Lionsgate’s 2019 “Knives Out” looks at the gap between rich people and their servants. Its antecedent was Universal’s Depression-era “My Man Godfrey” (1936). In “Godfrey,” a rich young socialite (Carole Lombard) brings home a “forgotten man” — i.e., a homeless war veteran — so she can win a scavenger hunt. Godfrey (William Powell) provides the family with a crash course in sensitivity training, long before that phrase was invented. It’s a screwball comedy, but makes serious points about the gap between the self-centered upper classes and the rest of us. (The Gregory LaCava-directed production was the first film to earn Oscar nominations in all four acting categories.)

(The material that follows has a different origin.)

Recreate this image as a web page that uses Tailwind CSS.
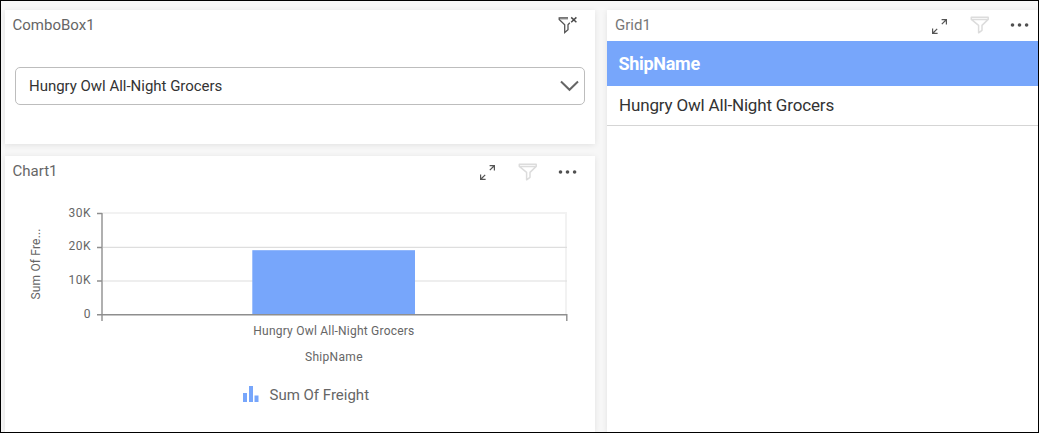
<!DOCTYPE html>
<html lang="en">
<head>
<meta charset="utf-8">
<title>Dashboard</title>
<script src="https://cdn.jsdelivr.net/npm/@tailwindcss/browser@4"></script>
</head>
<body class="w-[1039px] h-[433px] overflow-hidden font-[Roboto,sans-serif]">
<svg class="hidden">
  <symbol id="expand" viewBox="0 0 18 18"><path d="M11.6 2.6H16.4V7.4M16 3L11.8 7.2M2.6 11.6V16.4H7.6M3 16L7.2 11.8" fill="none" stroke="#555" stroke-width="1.2"/></symbol>
  <symbol id="funnel" viewBox="0 0 20 18"><path d="M1.3 1.3H18.2V3.4L12 9.4V14.3L8.6 16.8V9.4L1.3 3.4ZM1.6 3.4H18" fill="none" stroke="#dcdcdc" stroke-width="1.5" stroke-linejoin="round"/></symbol>
  <symbol id="dots" viewBox="0 0 20 6"><g fill="#505050"><circle cx="2.5" cy="3" r="1.8"/><circle cx="9.5" cy="3" r="1.8"/><circle cx="16.6" cy="3" r="1.8"/></g></symbol>
</svg>
<div class="flex gap-3 w-full h-full border border-black bg-[#f7f7f7] pl-1 pt-[9px]">
  <div class="flex flex-col gap-3 w-[590px] shrink-0">
    <section class="h-[134px] bg-white shadow-[0_1px_6px_rgba(0,0,0,0.09)]">
      <header class="flex justify-between h-[30px] pl-[7.5px] pr-[17px] pt-[5px]">
        <h2 class="text-[15px] leading-5 text-[#666]">ComboBox1</h2>
        <svg class="w-5 h-5" viewBox="0 0 20 20"><path d="M1.2 2.4H10V4.8H2.4Z" fill="#bbb"/><path d="M10 2.8H1.2V4.4L6.7 9.8V17.6L10 14.8V9.8L11.8 7.8" fill="none" stroke="#555" stroke-width="1.3"/><path d="M13.2 2.4L18.4 7.2M18.4 2.4L13.2 7.2" stroke="#4a4a4a" stroke-width="1.5"/></svg>
      </header>
      <div class="flex items-center justify-between mt-[27px] mx-2.5 h-[38px] rounded-[5px] border border-[#bdbdbd] pl-[13px] pr-1">
        <span class="text-[15px] leading-5 text-[#333] tracking-[-0.02px]">Hungry Owl All-Night Grocers</span>
        <svg class="w-5 h-3" viewBox="0 0 20 12"><path d="M1 1.5L9.5 9.8L18 1.5" fill="none" stroke="#666" stroke-width="2"/></svg>
      </div>
    </section>
    <section class="flex-1 flex flex-col bg-white shadow-[0_1px_6px_rgba(0,0,0,0.09)]">
      <header class="flex justify-between h-[30px] pl-[7.5px] pr-[17px] pt-[5px]">
        <h2 class="text-[15px] leading-5 text-[#666]">Chart1</h2>
        <div class="flex">
          <svg class="w-[18px] h-[18px] mt-[2px]"><use href="#expand"/></svg>
          <svg class="w-5 h-[18px] ml-[22px] mt-[2px]"><use href="#funnel"/></svg>
          <svg class="w-5 h-1.5 ml-5 mt-[8px]"><use href="#dots"/></svg>
        </div>
      </header>
      <svg class="w-[590px] h-[184px] text-[12px]" viewBox="5 186 590 184" fill="#666">
        <path d="M102 213H567M566 213V314" stroke="#f2f2f2" stroke-width="2" fill="none"/>
        <path d="M102 247.3H567M102 281H567" stroke="#dedede" stroke-width="1.2"/>
        <rect x="252.3" y="250.2" width="162.7" height="64.3" fill="#77a6fb"/>
        <path d="M102 213V321" stroke="#b0b0b0" stroke-width="2"/>
        <path d="M97 213.5H102M97 247.5H102M97 281H102M97 314.7H567M566.8 314V321" stroke="#8e8e8e" stroke-width="1.4" fill="none"/>
        <g text-anchor="end">
          <text x="90.6" y="217" textLength="22">30K</text>
          <text x="90.6" y="250" textLength="22">20K</text>
          <text x="90.6" y="284" textLength="22">10K</text>
          <text x="90.6" y="318">0</text>
        </g>
        <text transform="translate(40 299.5) rotate(-90)" textLength="71">Sum Of Fre...</text>
        <text x="253.3" y="335" textLength="161">Hungry Owl All-Night Grocers</text>
        <text x="305" y="361" textLength="57.5">ShipName</text>
      </svg>
      <div class="flex items-center h-[50px] pl-[238px] gap-[10.5px]">
        <svg class="w-4 h-4 -mt-[3px]" viewBox="0 0 16 16" fill="#77a6fb"><path d="M0 7h4v9H0zM6 0h4v16H6zM11.5 9.5h4V16h-4z"/></svg>
        <span class="text-[15px] leading-5 text-[#666]">Sum Of Freight</span>
      </div>
    </section>
  </div>
  <section class="flex-1 bg-white shadow-[0_1px_6px_rgba(0,0,0,0.09)]">
    <header class="flex justify-between h-[31px] pl-2 pr-[8px] pt-[5px]">
      <h2 class="text-[15px] leading-5 text-[#777]">Grid1</h2>
      <div class="flex">
        <svg class="w-[18px] h-[18px] mt-[2px]"><use href="#expand"/></svg>
        <svg class="w-5 h-[18px] ml-[22px] mt-[1px]"><use href="#funnel"/></svg>
        <svg class="w-5 h-1.5 ml-5 mt-[7px]"><use href="#dots"/></svg>
      </div>
    </header>
    <div class="flex items-center h-[45px] bg-[#77a6fb] text-white font-bold text-[18px] pl-[11.5px] pb-px tracking-[-0.3px]">ShipName</div>
    <div class="flex items-center h-10 border-b border-[#d5d5d5] text-[#333] text-[17px] pl-3 tracking-[-0.17px]">Hungry Owl All-Night Grocers</div>
  </section>
</div>
</body>
</html>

In the 1970s, there were plenty of films about working-class lives, including “Rocky,” “American Graffiti,” “Halloween” and “The Deer Hunter,” but the movies didn’t focus on economics. The gap between haves and have-nots was often used as a barrier for romance, ranging from “Sabrina” and “How to Marry a Millionaire” to “Pretty Woman” and “Titanic.” In other words, the disparity was a plot device, but it wasn’t explored.

However, there were notable serious studies of the subject, including United Artists’ 1969 best picture winner “Midnight Cowboy,” a sort of “Lower Depths” in modern-day Manhattan. In the years after “Cowboy,” WB released films such as “Mean Streets” (1973) and “Dog Day Afternoon” in which characters were driven to desperate acts by their need for things they couldn’t afford.

“Parasite” is the film of the moment, in a year of wage gaps, the homeless crisis and college-admission scandals. It’s a classic theme, but sometimes it takes a piece of art to bring home the message.